Your defence of these rights has some of the most flawed logic imaginable. Fiction writers couldn’t devise some of the justifications I’ve heard for your approach to gun ownership simply because of the utter disconnect from reality.
“Guns don’t kill people, people kill people” ... we’ve all heard that line, usually from some gun lobby idiot in the wake of the whatever the latest totally preventable mass shooting is.
People kill people without guns of course. But they kill a lot more people far more easily with readily available semi-automatic pistols and rifles.
And if it’s a matter of people killing people, not guns, then the question must be asked — America, why are you breeding so many killers?
The statistics are well told about America’s gun problem — over 30,000 people killed every year. You’re more likely to be killed from gun related violence in the US than you are in many developing nations.
I’m not a fan of President Obama, but he hit the nail on the head with his address after the latest mass shooting in Oregon.
America is the only developed country with this problem. And it can be addressed. It just takes the will to do it. Just ask John Howard.
I got my gun licence a few years back and the process was long and painful, largely thanks to the reforms undertaken in 1996, post-Port Arthur Massacre.
Here in my home state of Queensland, I had to do a full day safety course, provided by a registered provider. It pays to be a member of the Sporting Shooters Association of Australia, who provide this course at a discount for members.
Once the course certificate had been mailed out I lodged my licence application online. This takes a minimum 28 days to be processed. The whole process cost a couple of hundred dollars and took over a month. And that’s just to get a licence.
To actually get a gun in Queensland takes longer. You must lodge an application for a ‘Permit to Acquire’ a weapon. You can do this at the same time as your licence, but you’ll wait an additional minimum 28 days for your PTA from when you receive your licence.
Once your receive your PTA you can purchase a gun. If you are purchasing privately the deal must be brokered by a registered broker and you still need all the relevant paperwork.
Once you’ve got your gun you better have it stored correctly.

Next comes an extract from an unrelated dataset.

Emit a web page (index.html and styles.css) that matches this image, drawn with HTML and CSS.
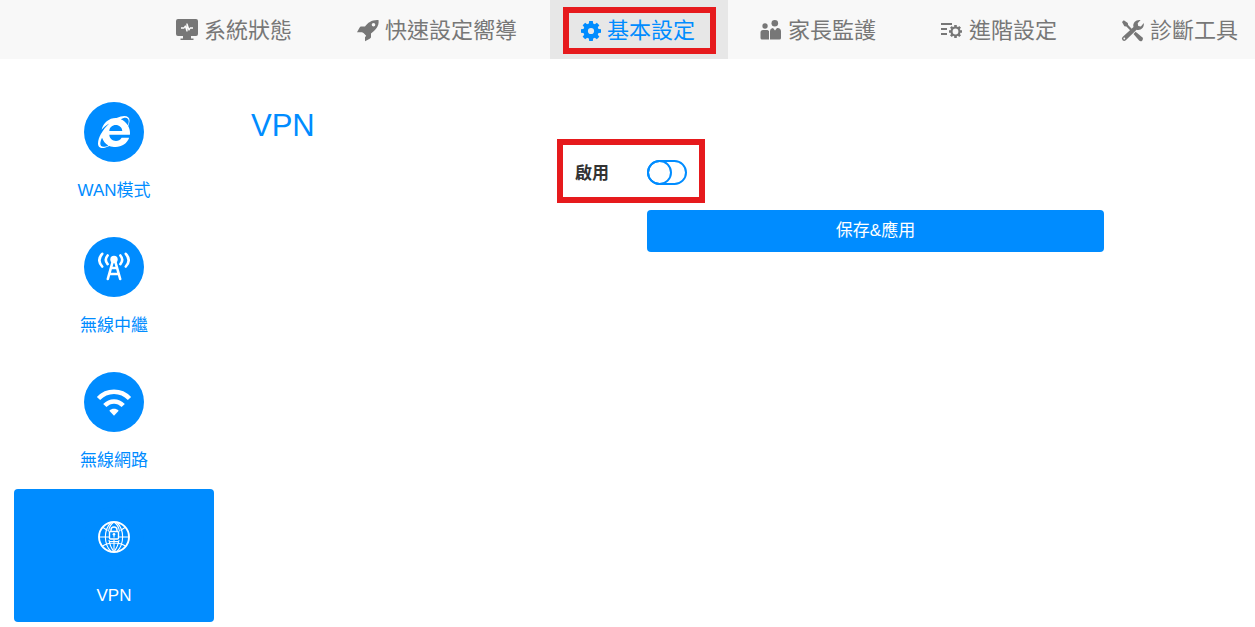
FILE: index.html
```html
<!DOCTYPE html>
<html lang="zh-Hant">
<head>
<meta charset="utf-8">
<meta name="viewport" content="width=device-width, initial-scale=1">
<title>VPN</title>
<link rel="stylesheet" href="styles.css">
</head>
<body>
<nav class="topnav">
  <a class="topnav-item" href="#status">
    <svg class="icon" viewBox="0 0 24 24" aria-hidden="true">
      <path fill="currentColor" d="M3 0h18a2 2 0 0 1 2 2v13a2 2 0 0 1-2 2h-5v2.500h2.500V21h-13v-1.500H8V17H3a2 2 0 0 1-2-2V2a2 2 0 0 1 2-2z"/>
      <path fill="none" stroke="#fff" stroke-width="1.300" stroke-linejoin="round" d="M6 9h3l1.300-2 1.700 5V5l2 6 1.200-2H18"/>
    </svg>
    系統狀態
  </a>
  <a class="topnav-item" href="#wizard">
    <svg class="icon" viewBox="0 0 24 24" aria-hidden="true">
      <path fill="currentColor" fill-rule="evenodd" d="M22.500 1C16 .5 12 3.500 9 7.500H5.500C4.500 7.500 4 8 3.500 8.800L1 13.200h5l1.500.8 2.700 2.700-1.200 1.600v3.900l4.700-2.500c.8-.5 1.300-1 1.300-2V14.500c4-3 8.500-7 7.500-13.500zM17.500 4a1.800 1.800 0 1 1 0 3.600 1.800 1.800 0 0 1 0-3.600z"/>
    </svg>
    快速設定嚮導
  </a>
  <a class="topnav-item topnav-item-active" href="#basic" aria-current="page">
    <svg class="icon icon-gear" viewBox="0 0 20 20" aria-hidden="true">
      <g fill="currentColor">
        <path d="M7.700 4L8.200 0h3.600l.5 4z"/>
        <path transform="rotate(45 10 10)" d="M7.700 4L8.200 0h3.600l.5 4z"/>
        <path transform="rotate(90 10 10)" d="M7.700 4L8.200 0h3.600l.5 4z"/>
        <path transform="rotate(135 10 10)" d="M7.700 4L8.200 0h3.600l.5 4z"/>
        <path transform="rotate(180 10 10)" d="M7.700 4L8.200 0h3.600l.5 4z"/>
        <path transform="rotate(225 10 10)" d="M7.700 4L8.200 0h3.600l.5 4z"/>
        <path transform="rotate(270 10 10)" d="M7.700 4L8.200 0h3.600l.5 4z"/>
        <path transform="rotate(315 10 10)" d="M7.700 4L8.200 0h3.600l.5 4z"/>
      </g>
      <circle cx="10" cy="10" r="5.400" fill="none" stroke="currentColor" stroke-width="4.600"/>
    </svg>
    基本設定
    <span class="callout callout-tab"></span>
  </a>
  <a class="topnav-item" href="#parental">
    <svg class="icon" viewBox="0 0 24 24" aria-hidden="true">
      <g fill="currentColor">
        <circle cx="6" cy="7" r="2.700"/>
        <circle cx="15.800" cy="4.300" r="3.300"/>
        <path d="M4 11h4.500l1.500 1v8.500H3A1.500 1.500 0 0 1 1.500 19v-5.500A2.500 2.500 0 0 1 4 11z"/>
        <path d="M14 9l2 2.500L18 9h.5a3.500 3.500 0 0 1 3.500 3.500V19a1.500 1.500 0 0 1-1.500 1.500H11v-8A3.500 3.500 0 0 1 14 9z"/>
      </g>
    </svg>
    家長監護
  </a>
  <a class="topnav-item" href="#advanced">
    <svg class="icon" viewBox="0 0 24 24" aria-hidden="true">
      <path fill="none" stroke="currentColor" stroke-width="1.800" d="M1 5h11M1 10h6M1 15h6"/>
      <circle cx="15.500" cy="12.500" r="4" fill="none" stroke="currentColor" stroke-width="2.200"/>
      <path fill="none" stroke="currentColor" stroke-width="2.600" d="M15.500 6v2.400M15.500 16.600V19M9 12.500h2.400M19.600 12.500H22M10.900 7.900l1.700 1.700M18.400 15.400l1.700 1.700M10.900 17.100l1.700-1.700M18.400 9.600l1.700-1.700"/>
    </svg>
    進階設定
  </a>
  <a class="topnav-item" href="#tools">
    <svg class="icon" viewBox="0 0 24 24" aria-hidden="true">
      <path fill="currentColor" d="M2.800 1.200l4 2.800.3 2 4.800 4.900-1.600 1.600L5.400 7.600l-2-.3L1 3z"/>
      <path fill="currentColor" d="M14.600 12.700l6.600 5.500a2.200 2.200 0 0 1-3.100 3.300l-5.600-6.500z"/>
      <path fill="currentColor" fill-rule="evenodd" d="M19.600 1l-2.900 3.300.5 2.700 2.700.5L22.800 4c.6 4.500-3 7.800-7.200 6.700L4.800 21.200a2.200 2.200 0 0 1-3.200-3.200L12.500 8C11.400 3.800 15 .3 19.600 1zM3.300 18.600a.9.9 0 1 0 0 1.800.9.9 0 0 0 0-1.800z"/>
    </svg>
    診斷工具
  </a>
</nav>

<div class="page">
  <aside class="sidebar">
    <a class="side-item" href="#wan">
      <span class="side-icon">
        <svg class="glyph" viewBox="0 0 512 512" aria-hidden="true">
          <path fill="currentColor" d="M483.049 159.706c10.855-24.575 21.424-60.438 21.424-87.871 0-72.722-79.641-98.371-209.673-38.577-107.632-7.181-211.221 73.670-237.098 186.457 30.852-34.862 78.271-82.298 121.977-101.158C125.404 166.850 79.128 228.002 43.992 291.725 23.246 329.651 0 390.940 0 436.747c0 98.575 92.854 86.500 180.251 42.006 31.423 15.430 66.559 15.573 101.695 15.573 97.124 0 184.249-54.294 216.814-146.022H377.927c-52.509 88.593-196.819 52.996-196.819-47.436H509.900c6.407-43.581-1.655-95.715-26.851-141.162zM64.559 346.877c17.711 51.150 53.703 95.871 100.266 123.304-88.741 48.940-173.267 29.096-100.266-123.304zm115.977-108.873c2-55.152 50.276-94.871 103.980-94.871 53.418 0 101.981 39.719 103.981 94.871H180.536zm184.536-187.600c21.425-10.287 48.563-22.003 72.558-22.003 31.422 0 54.274 21.717 54.274 53.722 0 20.003-7.427 49.007-14.569 67.867-26.280-42.292-65.986-81.584-112.263-99.586z"/>
        </svg>
      </span>
      <span>WAN模式</span>
    </a>
    <a class="side-item" href="#repeater">
      <span class="side-icon">
        <svg class="glyph" viewBox="0 0 32 32" aria-hidden="true">
          <circle cx="16" cy="8.500" r="3.700" fill="currentColor"/>
          <g fill="none" stroke="currentColor" stroke-width="2.600" stroke-linecap="round">
            <path d="M14.600 11L9.800 28M17.400 11l4.800 17M13.500 17h5M12 23h8"/>
            <path d="M9.600 4.500c-2.200 2.600-2.200 6 0 8.600M22.400 4.500c2.200 2.600 2.200 6 0 8.600"/>
            <path d="M4.200 2.800c-3.600 4-3.600 8.700 0 12.700M27.800 2.800c3.600 4 3.600 8.700 0 12.700"/>
          </g>
        </svg>
      </span>
      <span>無線中繼</span>
    </a>
    <a class="side-item" href="#wireless">
      <span class="side-icon">
        <svg class="glyph glyph-wide" viewBox="0 0 36 36" aria-hidden="true">
          <g fill="none" stroke="currentColor" stroke-width="4.500">
            <path d="M2.500 14.500C11 5.500 25 5.500 33.500 14.500"/>
            <path d="M8.800 21.500c5.300-5.500 13.100-5.500 18.400 0"/>
          </g>
          <path fill="currentColor" d="M13.300 26.700c2.800-2.500 6.600-2.500 9.400 0L18 31.800z"/>
        </svg>
      </span>
      <span>無線網路</span>
    </a>
    <a class="side-item side-item-active" href="#vpn" aria-current="page">
      <span class="side-icon">
        <svg class="glyph" viewBox="0 0 32 32" aria-hidden="true">
          <g fill="none" stroke="currentColor" stroke-width="1.100">
            <circle cx="16" cy="16" r="15" stroke-width="1.900"/>
            <path d="M16 18.500V31M1 16h10.500M20.500 16H31M5 6.500l4.500 3M27 6.500l-4.500 3M4.500 25c6-4 17-4 23 0M12 20.500h8"/>
            <path d="M13 1.500C5.500 9 5.500 23 13 30.500M19 1.500C26.500 9 26.500 23 19 30.500M16 1c-3 2-5 5.500-5.500 9.500M16 1c3 2 5 5.500 5.500 9.500M11 19c.6 4.500 2.400 8.500 5 12 2.600-3.500 4.400-7.500 5-12"/>
            <rect x="11.500" y="10.500" width="9" height="7.500" rx="1" stroke-width="1.400"/>
            <path d="M13 10.500V9a3 3 0 0 1 6 0v1.500" stroke-width="1.400"/>
            <path d="M16 13.500v3"/>
          </g>
          <circle cx="16" cy="13.300" r="1.300" fill="currentColor"/>
        </svg>
      </span>
      <span>VPN</span>
    </a>
  </aside>

  <main class="content">
    <h1 class="title">VPN</h1>
    <form class="form">
      <label class="form-label" for="enable">啟用</label>
      <div class="form-control">
        <input class="switch" type="checkbox" role="switch" id="enable">
        <span class="callout callout-switch"></span>
      </div>
      <button class="save" type="button">保存&amp;應用</button>
    </form>
  </main>
</div>
</body>
</html>
```
FILE: styles.css
```css
:root {
  --blue: #008cff;
  --red: #e61a1d;
  --grey: #777;
}

*,
*::before {
  box-sizing: border-box;
}

body {
  margin: 0;
  background: #fff;
  color: #333;
  font: 17px/24px "Liberation Sans", "Noto Sans CJK TC", sans-serif;
  overflow-x: hidden;
}

a {
  color: inherit;
  text-decoration: none;
}

.topnav {
  display: flex;
  padding-left: 144px;
  background: #f8f8f8;
  overflow: hidden;
}

.topnav-item {
  position: relative;
  display: flex;
  flex: none;
  align-items: center;
  gap: 5px;
  padding: 15px 33px 12px 31px;
  color: var(--grey);
  font-size: 22px;
  line-height: 32px;
  white-space: nowrap;
}

.topnav-item-active {
  gap: 6px;
  background: #e7e7e7;
  color: var(--blue);
}

.icon {
  flex: none;
  width: 24px;
  height: 24px;
}

.icon-gear {
  width: 20px;
  height: 20px;
}

.callout {
  position: absolute;
  border: 6px solid var(--red);
  pointer-events: none;
}

.callout-tab {
  inset: 7px 12px 5px 13px;
}

.callout-switch {
  top: -21px;
  left: -90px;
  width: 148px;
  height: 64px;
}

.page {
  display: flex;
  gap: 37px;
  padding: 25px 0 5px 14px;
}

.sidebar {
  display: flex;
  flex: none;
  flex-direction: column;
  gap: 2px;
  width: 200px;
}

.side-item {
  display: flex;
  flex-direction: column;
  align-items: center;
  gap: 17px;
  padding: 18px 0 14px;
  border-radius: 4px;
  color: var(--blue);
}

.side-item-active {
  background: var(--blue);
  color: #fff;
}

.side-icon {
  display: flex;
  align-items: center;
  justify-content: center;
  width: 60px;
  height: 60px;
  border-radius: 50%;
  background: var(--blue);
  color: #fff;
}

.glyph {
  width: 32px;
  height: 32px;
}

.glyph-wide {
  width: 36px;
  height: 36px;
}

.content {
  flex: 1;
  min-width: 0;
}

.title {
  margin: 0;
  padding-top: 24px;
  color: var(--blue);
  font-size: 31px;
  font-weight: 400;
  line-height: 36px;
}

.form {
  display: grid;
  grid-template-columns: 358fr 457fr 113fr;
  gap: 25px 38px;
  padding-top: 16px;
}

.form-label {
  justify-self: end;
  padding-top: 2px;
  font-weight: 700;
  line-height: 23px;
}

.form-control {
  position: relative;
  display: flex;
}

.switch {
  display: flex;
  width: 40px;
  height: 25px;
  margin: 0;
  border: 2px solid var(--blue);
  border-radius: 13px;
  appearance: none;
  background: #fff;
  cursor: pointer;
}

.switch::before {
  content: "";
  width: 25px;
  height: 25px;
  margin: -2px;
  border: 2px solid var(--blue);
  border-radius: 50%;
}

.switch:checked {
  justify-content: flex-end;
  background: var(--blue);
}

.switch:checked::before {
  background: #fff;
}

.save {
  grid-column: 2;
  padding: 9px 16px;
  border: 0;
  border-radius: 4px;
  background: var(--blue);
  color: #fff;
  font: inherit;
  cursor: pointer;
}
```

That involves a safe that is either over a certain weight, or bolted to the frame or floor of your house. And it better be made of strong stuff. There are strict guidelines on the kind of locks allowed, and who has access to the keys.
Your storage can also be audited by the police at any time, albeit with advance notice from your local station.
So only after at least two months and hundreds of dollars can you legally go from wanting a gun to owning a gun.
The whole process was and remains a massive pain in the neck. And I’m totally OK with that. The legislation works. The statistics tell the story.
Next time you hear Gun Control Australia or some similarly opaque organisation banging on about our gun laws getting soft just remember — it takes a long time and a significant investment to legally get a gun in this country, and the vast majority of law-abiding, licenced shooters aren’t interested in jeapordising that.
But back to America. Gun reform can and does work. What is broken in the US is the mentality that gun ownership is some God-given right that requires nothing from those who take part in it.
Also broken is the idea that when the second amendment was adopted in 1791, granting citizens the right to bear arms, the kind of weapons and ammunition available in 2015 could not have even been conceived of.
Single shot muzzle loaders were the latest technology in the late 1700s; a far cry from the AR-15 platform available with every possible piece of military grade accessory.
We don’t have to wait for history to judge the madness that is the state of gun laws in the US. We can see it almost weekly on our TV screens and judge it for ourselves.
America is broken. It’s time somebody had the guts to fix it.